KrF laser deposition of chromium films from Cr(CO) 6: in situ detection of film growth by laser transmission experiments

Abstract

The results of a detailed study of laser-induced chemical vapour deposition (LICVD) of thin chromium films from Cr(CO) 6 using a KrF excimer laser are presented. The following deposition parameters were varied: the laser fluence, the pulse repetition rate, the total gas pressure in the deposition cell, the flow rate of the gas mixture supply, the type of carrier or buffer gas and the substrate temperature. The influence of these parameters on the nucleation time and rate, and the main film growth rate as well as on film properties such as the optical absorption coefficient was investigated.
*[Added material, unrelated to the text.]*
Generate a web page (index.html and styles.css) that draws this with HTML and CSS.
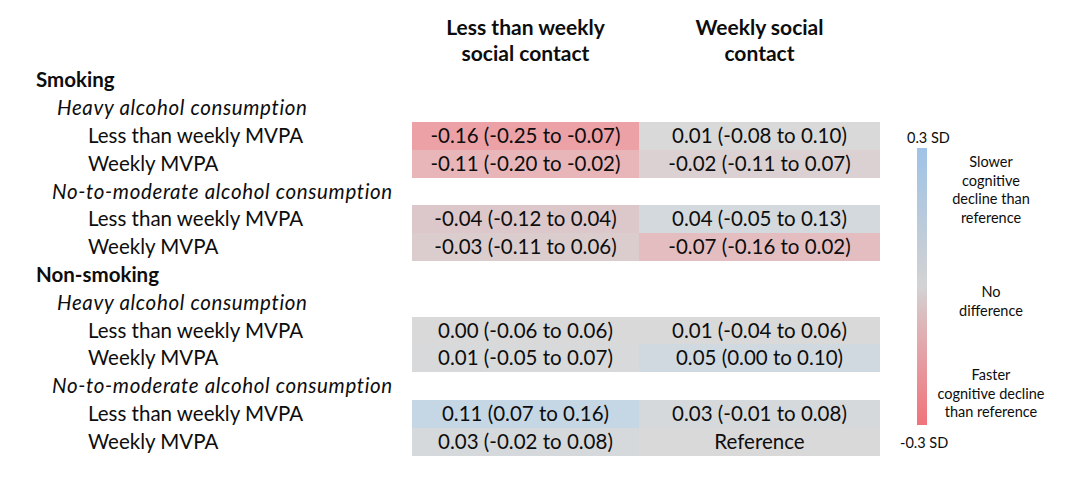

The film growth kinetics was monitored in situ by measuring the transmission of an HeNe laser probe beam through the deposit. The experimental results are discussed in the framework of a model of pulsed LICVD based on gas phase diffusion mass transport to the substrate surface of chromium-containing precursor species as the rate-limiting step. The model describes the experimental data reasonably well, the deviations observed being indicative of processes not included in the model such as reactions at the film surface. The results indicate that in pulsed LICVD of chromium films from Cr(CO) 6 at 248 nm the main precursors of the film growth during the nucleation period are chromium atoms and other highly reactive unsaturated chromium carbonyls formed on illumination in the gas phase, while during the main growth stage the role of more stable saturated species adsorbed on the surface between the laser pulses may be dominant.